Tell us about your new piece Rivet.
The beginning of the piece was all about this gesture of a high, loud, staccato repeated note on the piano. The register of the piano brings out that hammer sound and I started thinking about the dulcimer. So from then on the piece took on the idea of replicating the modes of production of certain instruments, so the sound of the dulcimer, the harp and the bagpipe.
A big part of the piece, especially with regard to the repeated notes at the beginning, is the tension between a very mechanical, rhythmically precise texture and a very organic, rustic folk like quality, brought out by the winds with their very high registers and quick articulation, with the virtuosity required to try keep it under control creating this energy. I said to Bede to think of it like a bunch of folk musicians at a wedding who are increasingly under the influence and trying to outdo each other in virtuosity as the night wears on. The piece ends on a more lyrical note, in a space where a lot of the rigid material has been freed into an amorphous and floating texture.
Did the players had any input while you were writing the piece?
While I was writing the piece I was in contact via email about certain things, especially with the wind players, as I was exploring quite extreme registers paired with very fast staccato tonguing.
Glen Downie: Rivet, bar 16-18.
Which folk traditions were a particular inspiration? Any particular players?
I don’t think there’s really a style per se that influenced the piece. It was mainly the sound and mode of production of certain folk instruments that influenced the sound world more than any particular stylistic elements. In saying that there are definitely a wide range of influences ranging from boogie woogie, Scottish reels and ballads, as well as more modern compositional influences like Ligeti and Unsuk Chin. In a way it’s a culmination of a lot of my listening and composing over a long period.
How does Rivet fit with the other pieces on the programme?
Going with the title Fantasy and Romance, the piece is definitely a flight of fantasy. It’s full of colour, exploration, playfulness and virtuosity. It also fits well with Faure’s Mandoline, in that it’s evoking characteristics of other instruments in it’s texture. There’s also little hints of that early 20th century French harmony throughout.

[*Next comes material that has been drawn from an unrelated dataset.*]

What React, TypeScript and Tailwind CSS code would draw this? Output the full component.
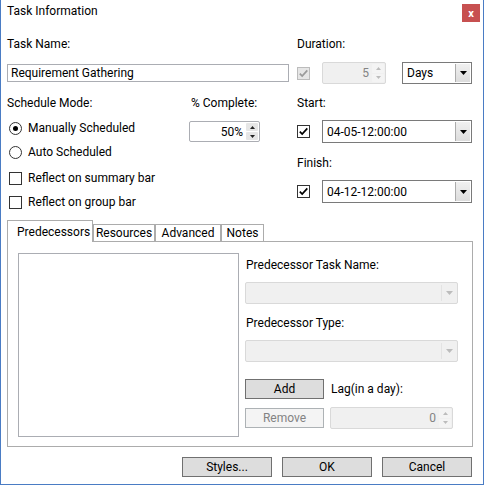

What other projects do you have coming up?
At the moment I’m just going through little ideas for pieces that have built up over the years. I want to revisit and complete some piano etudes I started over five years ago, but am continuously accumulating sketches for, as well extending a string trio where I’m exploring microtonality in a more complete harmonic way, rather than the more ornamental and timbral ways that I have used microtonality in the past.